In the implementation of my language Kogut which targets C, on the
level I assign argument values to parameter slots (global variables),
expressions have already been processed into sequences of statements,
such that the remaining expressions contain only variables, constants,
and simple operations which don't call unknown code, don't have side
effects, don't depend on the time when they are evaluated, and can
actually be transformed into C expressions, not C statements. On this
level it's clear what expressions depend on which virtual registers.

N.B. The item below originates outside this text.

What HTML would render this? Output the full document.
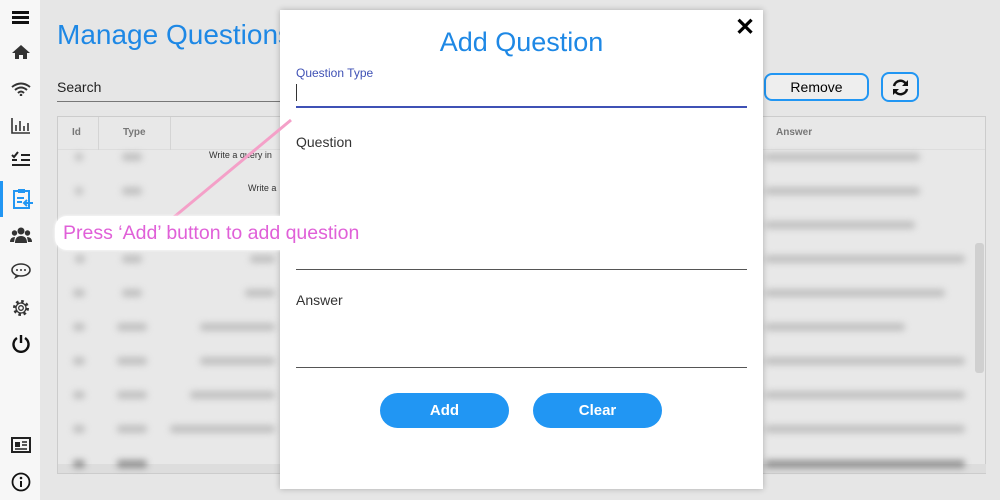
<!DOCTYPE html>
<html><head><style>
*{margin:0;padding:0;box-sizing:border-box}
body{width:1000px;height:500px;overflow:hidden;background:#e6e6e6;font-family:"Liberation Sans",sans-serif;position:relative}
.side{position:absolute;left:0;top:0;width:40px;height:500px;background:#f7f7f7}
.blur{position:absolute;height:8px;background:#b4b4b4;filter:blur(3.5px);border-radius:3px;opacity:.75}
.modal{position:absolute;left:280px;top:10px;width:483px;height:479px;background:#fff;box-shadow:0 0 6px rgba(0,0,0,.25)}
.lbl{position:absolute;left:16px;font-size:14px;color:#333}
.line{position:absolute;left:16px;width:451px;height:1px;background:#555}
.btn{position:absolute;top:383px;width:129px;height:35px;border-radius:18px;background:#2196f3;color:#fff;font-weight:bold;font-size:15px;text-align:center;line-height:36px}
</style></head><body>
<div class="side">
<div style="position:absolute;left:12px;top:11px;width:17px;height:3px;background:#111;box-shadow:0 5px 0 #111,0 10px 0 #111"></div>
<svg style="position:absolute;left:11px;top:44px" width="20" height="16" viewBox="0 0 20 16"><path d="M10 1 L1 9 H4 V15 H8 V11 H12 V15 H16 V9 H19 Z" fill="#333"/></svg>
<svg style="position:absolute;left:11px;top:82px" width="20" height="14" viewBox="0 0 20 14"><path d="M1 5 Q10 -2 19 5 M4 8 Q10 3 16 8 M7 11 Q10 8 13 11" stroke="#333" stroke-width="2" fill="none"/><circle cx="10" cy="13" r="1.3" fill="#333"/></svg>
<svg style="position:absolute;left:11px;top:117px" width="20" height="17" viewBox="0 0 20 17"><path d="M1 1 V16 H19 M5 8 V14 M9 4 V14 M13 9 V14 M17 6 V14" stroke="#333" stroke-width="1.6" fill="none"/></svg>
<svg style="position:absolute;left:11px;top:151px" width="20" height="16" viewBox="0 0 20 16"><path d="M1 4 L3 6 L7 1 M10 4 H19 M10 9 H19 M1 14 H19 M10 14 H19" stroke="#222" stroke-width="2" fill="none"/><path d="M1 9 H6" stroke="#222" stroke-width="2"/></svg>
<div style="position:absolute;left:0;top:181px;width:3px;height:36px;background:#2196f3"></div>
<svg style="position:absolute;left:12px;top:188px" width="22" height="22" viewBox="0 0 22 22"><rect x="2" y="3" width="15" height="17" fill="none" stroke="#2196f3" stroke-width="2"/><rect x="6" y="1" width="7" height="4" fill="#2196f3"/><path d="M5 10 H12 M5 14 H10 M21 15 H12 M15 12 L12 15 L15 18" stroke="#2196f3" stroke-width="2" fill="none"/></svg>
<svg style="position:absolute;left:10px;top:226px" width="22" height="18" viewBox="0 0 22 18"><circle cx="11" cy="5" r="3.5" fill="#333"/><circle cx="4.5" cy="7" r="2.7" fill="#333"/><circle cx="17.5" cy="7" r="2.7" fill="#333"/><path d="M5 17 Q5 10 11 10 Q17 10 17 17Z M0 16 Q0 11 5 11 L4 16Z M22 16 Q22 11 17 11 L18 16Z" fill="#333"/></svg>
<svg style="position:absolute;left:11px;top:263px" width="20" height="17" viewBox="0 0 20 17"><ellipse cx="10" cy="7" rx="9" ry="6" fill="none" stroke="#333" stroke-width="1.6"/><path d="M5 12 L3 16 L9 13" fill="#333"/><circle cx="6" cy="7" r="1" fill="#333"/><circle cx="10" cy="7" r="1" fill="#333"/><circle cx="14" cy="7" r="1" fill="#333"/></svg>
<svg style="position:absolute;left:11px;top:298px" width="20" height="20" viewBox="0 0 20 20"><circle cx="10" cy="10" r="6.5" fill="none" stroke="#333" stroke-width="3" stroke-dasharray="2.5 2.6"/><circle cx="10" cy="10" r="5" fill="none" stroke="#333" stroke-width="1.3"/><circle cx="10" cy="10" r="2.3" fill="none" stroke="#333" stroke-width="1.3"/></svg>
<svg style="position:absolute;left:11px;top:334px" width="20" height="19" viewBox="0 0 20 19"><path d="M6 4 A7.5 7.5 0 1 0 14 4" stroke="#111" stroke-width="2.4" fill="none"/><path d="M10 1 V9" stroke="#111" stroke-width="2.4"/></svg>
<svg style="position:absolute;left:11px;top:437px" width="20" height="16" viewBox="0 0 20 16"><rect x="1" y="1" width="18" height="14" fill="none" stroke="#222" stroke-width="2"/><rect x="4" y="5" width="5" height="5" fill="#222"/><path d="M11 5 H16 M11 8 H16 M4 12 H16" stroke="#222" stroke-width="1.5"/></svg>
<svg style="position:absolute;left:11px;top:472px" width="20" height="20" viewBox="0 0 20 20"><circle cx="10" cy="10" r="8.5" fill="none" stroke="#111" stroke-width="1.8"/><circle cx="10" cy="6" r="1.3" fill="#111"/><path d="M10 9 V15" stroke="#111" stroke-width="2"/></svg>
</div>
<div style="position:absolute;left:57px;top:19px;font-size:28px;color:#1e88e5">Manage Questions</div>
<div style="position:absolute;left:57px;top:79px;font-size:14px;color:#222">Search</div>
<div style="position:absolute;left:57px;top:101px;width:230px;height:1px;background:#777"></div>
<div style="position:absolute;left:764px;top:73px;width:105px;height:28px;border:2px solid #2196f3;border-radius:8px;background:#eee;text-align:center;line-height:24px;font-size:14px">Remove</div>
<div style="position:absolute;left:881px;top:72px;width:38px;height:30px;border:2px solid #2196f3;border-radius:8px;background:#eee"><svg style="position:absolute;left:9px;top:5px" width="17" height="17" viewBox="0 0 17 17"><path d="M2 7 A6.5 6.5 0 0 1 14 5 M15 10 A6.5 6.5 0 0 1 3 12" stroke="#111" stroke-width="2.5" fill="none"/><path d="M16 1 V7 H10Z M1 16 V10 H7Z" fill="#111"/></svg></div>
<div style="position:absolute;left:57px;top:116px;width:929px;height:358px;border:1px solid #ccc;background:#e8e8e8">
<div style="position:absolute;left:0;top:0;width:100%;height:33px;border-bottom:1px solid #ddd"></div>
<div style="position:absolute;left:40px;top:0;width:1px;height:33px;background:#d4d4d4"></div>
<div style="position:absolute;left:112px;top:0;width:1px;height:33px;background:#d4d4d4"></div>
<div style="position:absolute;left:14px;top:10px;font-size:10px;font-weight:bold;color:#777">Id</div>
<div style="position:absolute;left:65px;top:10px;font-size:10px;font-weight:bold;color:#777">Type</div>
<div style="position:absolute;left:718px;top:10px;font-size:10px;font-weight:bold;color:#777">Answer</div>
<div style="position:absolute;left:917px;top:126px;width:9px;height:130px;background:#d0d0d0;border-radius:3px"></div>
<div style="position:absolute;left:0;top:347px;width:928px;height:9px;background:#ddd"></div>
</div>
<div style="position:absolute;left:209px;top:150px;font-size:9px;color:#333">Write a query in</div>
<div style="position:absolute;left:248px;top:183px;font-size:9px;color:#333">Write a</div>
<div class="blur" style="left:75px;top:153px;width:8px"></div><div class="blur" style="left:122px;top:153px;width:20px"></div><div class="blur" style="left:765px;top:153px;width:155px"></div>
<div class="blur" style="left:75px;top:187px;width:8px"></div><div class="blur" style="left:122px;top:187px;width:20px"></div><div class="blur" style="left:765px;top:187px;width:155px"></div>
<div class="blur" style="left:765px;top:221px;width:150px"></div>
<div class="blur" style="left:75px;top:255px;width:10px"></div><div class="blur" style="left:122px;top:255px;width:20px"></div><div class="blur" style="left:250px;top:255px;width:25px"></div><div class="blur" style="left:765px;top:255px;width:200px"></div>
<div class="blur" style="left:73px;top:289px;width:12px"></div><div class="blur" style="left:122px;top:289px;width:20px"></div><div class="blur" style="left:245px;top:289px;width:30px"></div><div class="blur" style="left:765px;top:289px;width:180px"></div>
<div class="blur" style="left:73px;top:323px;width:12px"></div><div class="blur" style="left:117px;top:323px;width:30px"></div><div class="blur" style="left:200px;top:323px;width:75px"></div><div class="blur" style="left:765px;top:323px;width:140px"></div>
<div class="blur" style="left:73px;top:357px;width:12px"></div><div class="blur" style="left:117px;top:357px;width:30px"></div><div class="blur" style="left:200px;top:357px;width:75px"></div><div class="blur" style="left:765px;top:357px;width:200px"></div>
<div class="blur" style="left:73px;top:391px;width:12px"></div><div class="blur" style="left:117px;top:391px;width:30px"></div><div class="blur" style="left:190px;top:391px;width:85px"></div><div class="blur" style="left:765px;top:391px;width:200px"></div>
<div class="blur" style="left:73px;top:425px;width:12px"></div><div class="blur" style="left:117px;top:425px;width:30px"></div><div class="blur" style="left:170px;top:425px;width:105px"></div><div class="blur" style="left:765px;top:425px;width:200px"></div>
<div class="blur" style="left:73px;top:460px;width:12px;background:#777"></div><div class="blur" style="left:117px;top:460px;width:30px;background:#777"></div><div class="blur" style="left:765px;top:460px;width:200px;background:#777"></div>
<div class="modal">
<div style="position:absolute;left:0;top:17px;width:100%;text-align:center;font-size:27px;color:#1e88e5">Add Question</div>
<div style="position:absolute;left:455px;top:3px;font-size:24px;font-weight:bold;color:#000">✕</div>
<div style="position:absolute;left:16px;top:56px;font-size:12px;color:#3f51b5">Question Type</div>
<div style="position:absolute;left:16px;top:74px;width:1px;height:17px;background:#333"></div>
<div class="line" style="top:96px;height:2px;background:#3f51b5"></div>
<div class="lbl" style="top:124px">Question</div>
<div class="line" style="top:259px"></div>
<div class="lbl" style="top:282px">Answer</div>
<div class="line" style="top:357px"></div>
<div class="btn" style="left:100px">Add</div>
<div class="btn" style="left:253px">Clear</div>
</div>
<svg style="position:absolute;left:0;top:0" width="300" height="230"><line x1="291" y1="120" x2="174" y2="217" stroke="#f4a0c8" stroke-width="3"/></svg>
<div style="position:absolute;left:55px;top:216px;width:320px;height:34px;background:#fff;border-radius:12px;box-shadow:0 0 3px #fff"></div>
<div style="position:absolute;left:63px;top:222px;font-size:19.5px;color:#e060d8">Press ‘Add’ button to add question</div>
</body></html>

I don't bother with finding the optimal assignment - I just make an
easy choice way which generates quite good result in most cases:

Positions are generally assigned in order. For each position, if the
target of the assignment is used among later source expressions, then
a C temporary is introduced and the temporary is assigned from the
source expression; otherwise the target is assigned directly (unless
it's the same as the source, in which case the assignment is skipped).
At the end all temporaries are assigned to their targets.

Sometimes this generates more temporaries than would be possible
with a different order, but I don't care. The C compiler must
still introduce a temporary register for moving between two global
variables, so maybe it would generate the same code even if all
values were passed through temporaries; I've heard gcc is pretty
good in propagating copies.

-- 
   __("<         Marcin Kowalczyk
   \__/       qrczak@knm.org.pl
    ^^     http://qrnik.knm.org.pl/~qrczak/

Re: [Caml-list] Re: paralell assignment problem

[Radu Grigore]

On Tue, 08 Feb 2005 09:12:32 -0800 (PST), skaller
<skaller@users.sourceforge.net> wrote:

> However it isn't clear (to me) that just picking an arbitrary
> assignment to split into two using a temporary
> actually minimises the number of temporaries.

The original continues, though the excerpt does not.